• **TASK REQUIREMENTS**: Repeat every line exactly, keeping the pictures out of the copy.

• **DATA LINES**:
------------------------------------

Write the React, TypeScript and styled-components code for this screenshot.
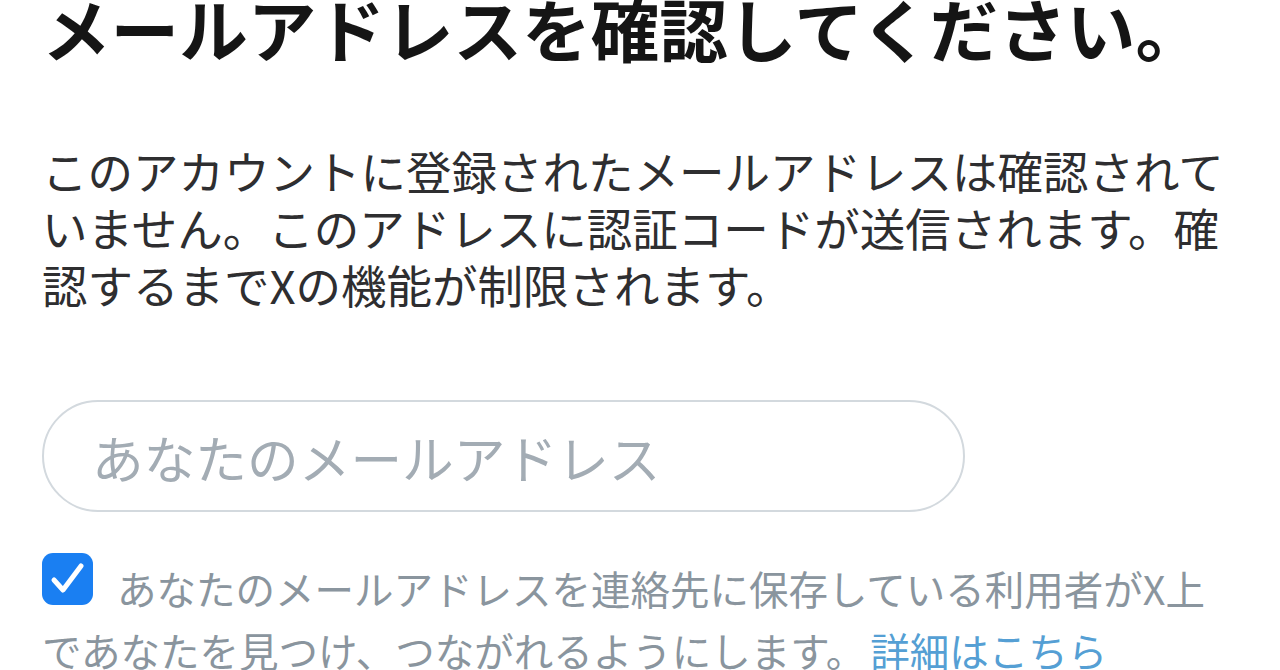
import React from "react";
import styled, { createGlobalStyle } from "styled-components";

const Global = createGlobalStyle`
  html, body {
    margin: 0;
    padding: 0;
    background: #ffffff;
  }
  body {
    font-family: "Noto Sans CJK JP", "Noto Sans", sans-serif;
    overflow: hidden;
  }
`;

const Page = styled.main`
  width: 1280px;
  height: 670px;
  overflow: hidden;
  box-sizing: border-box;
  padding: 0 0 0 42px;
  display: flex;
  flex-direction: column;
  & > * {
    flex-shrink: 0;
  }
`;

const Title = styled.h1`
  margin: -14px 0 0 0;
  font-size: 68.6px;
  line-height: 82px;
  font-weight: 700;
  color: #151515;
  letter-spacing: 0;
  white-space: nowrap;
`;

const Lead = styled.p`
  margin: 74px 0 0 0;
  width: 1200px;
  font-size: 45.5px;
  line-height: 57px;
  font-weight: 400;
  color: #2e2e30;
`;

const Field = styled.label`
  margin-top: 87px;
  width: 923px;
  height: 112px;
  box-sizing: border-box;
  border: 2px solid #d3d9de;
  border-radius: 56px;
  display: flex;
  align-items: center;
  padding-left: 48px;
`;

const Input = styled.input`
  border: none;
  outline: none;
  background: transparent;
  width: 100%;
  font-family: "Noto Sans CJK JP", "Noto Sans", sans-serif;
  font-size: 51.7px;
  color: #141414;
  padding: 0;
  &::placeholder {
    color: #a3acb4;
  }
`;

const Consent = styled.p`
  margin: 41px 0 0 0;
  width: 1170px;
  font-size: 39.5px;
  line-height: 62px;
  color: #8a959e;
`;

const Check = styled.span`
  display: inline-flex;
  align-items: center;
  justify-content: center;
  width: 51px;
  height: 52px;
  border-radius: 11px;
  background: #1a7ff2;
  vertical-align: 6px;
  margin-right: 24px;
`;

const More = styled.a`
  color: #559fd4;
  text-decoration: none;
  margin-left: 5px;
`;

export default function App() {
  return (
    <>
      <Global />
      <Page>
        <Title>メールアドレスを確認してください。</Title>
        <Lead>
          このアカウントに登録されたメールアドレスは確認されていません。このアドレスに認証コードが送信されます。確認するまでXの機能が制限されます。
        </Lead>
        <Field>
          <Input type="email" placeholder="あなたのメールアドレス" />
        </Field>
        <Consent>
          <Check role="checkbox" aria-checked="true">
            <svg width="40" height="40" viewBox="0 0 40 40" fill="none">
              <path
                d="M6 21 L15 31 L33 7"
                stroke="#ffffff"
                strokeWidth="5"
                strokeLinecap="round"
                strokeLinejoin="round"
              />
            </svg>
          </Check>
          あなたのメールアドレスを連絡先に保存している利用者がX上であなたを見つけ、つながれるようにします。
          <More href="#">詳細はこちら</More>
        </Consent>
      </Page>
    </>
  );
}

------------------------------------

• **THE COMPLETED TASK**:
Write the React, TypeScript and styled-components code for this screenshot.
import React from "react";
import styled, { createGlobalStyle } from "styled-components";

const Global = createGlobalStyle`
  html, body {
    margin: 0;
    padding: 0;
    background: #ffffff;
  }
  body {
    font-family: "Noto Sans CJK JP", "Noto Sans", sans-serif;
    overflow: hidden;
  }
`;

const Page = styled.main`
  width: 1280px;
  height: 670px;
  overflow: hidden;
  box-sizing: border-box;
  padding: 0 0 0 42px;
  display: flex;
  flex-direction: column;
  & > * {
    flex-shrink: 0;
  }
`;

const Title = styled.h1`
  margin: -14px 0 0 0;
  font-size: 68.6px;
  line-height: 82px;
  font-weight: 700;
  color: #151515;
  letter-spacing: 0;
  white-space: nowrap;
`;

const Lead = styled.p`
  margin: 74px 0 0 0;
  width: 1200px;
  font-size: 45.5px;
  line-height: 57px;
  font-weight: 400;
  color: #2e2e30;
`;

const Field = styled.label`
  margin-top: 87px;
  width: 923px;
  height: 112px;
  box-sizing: border-box;
  border: 2px solid #d3d9de;
  border-radius: 56px;
  display: flex;
  align-items: center;
  padding-left: 48px;
`;

const Input = styled.input`
  border: none;
  outline: none;
  background: transparent;
  width: 100%;
  font-family: "Noto Sans CJK JP", "Noto Sans", sans-serif;
  font-size: 51.7px;
  color: #141414;
  padding: 0;
  &::placeholder {
    color: #a3acb4;
  }
`;

const Consent = styled.p`
  margin: 41px 0 0 0;
  width: 1170px;
  font-size: 39.5px;
  line-height: 62px;
  color: #8a959e;
`;

const Check = styled.span`
  display: inline-flex;
  align-items: center;
  justify-content: center;
  width: 51px;
  height: 52px;
  border-radius: 11px;
  background: #1a7ff2;
  vertical-align: 6px;
  margin-right: 24px;
`;

const More = styled.a`
  color: #559fd4;
  text-decoration: none;
  margin-left: 5px;
`;

export default function App() {
  return (
    <>
      <Global />
      <Page>
        <Title>メールアドレスを確認してください。</Title>
        <Lead>
          このアカウントに登録されたメールアドレスは確認されていません。このアドレスに認証コードが送信されます。確認するまでXの機能が制限されます。
        </Lead>
        <Field>
          <Input type="email" placeholder="あなたのメールアドレス" />
        </Field>
        <Consent>
          <Check role="checkbox" aria-checked="true">
            <svg width="40" height="40" viewBox="0 0 40 40" fill="none">
              <path
                d="M6 21 L15 31 L33 7"
                stroke="#ffffff"
                strokeWidth="5"
                strokeLinecap="round"
                strokeLinejoin="round"
              />
            </svg>
          </Check>
          あなたのメールアドレスを連絡先に保存している利用者がX上であなたを見つけ、つながれるようにします。
          <More href="#">詳細はこちら</More>
        </Consent>
      </Page>
    </>
  );
}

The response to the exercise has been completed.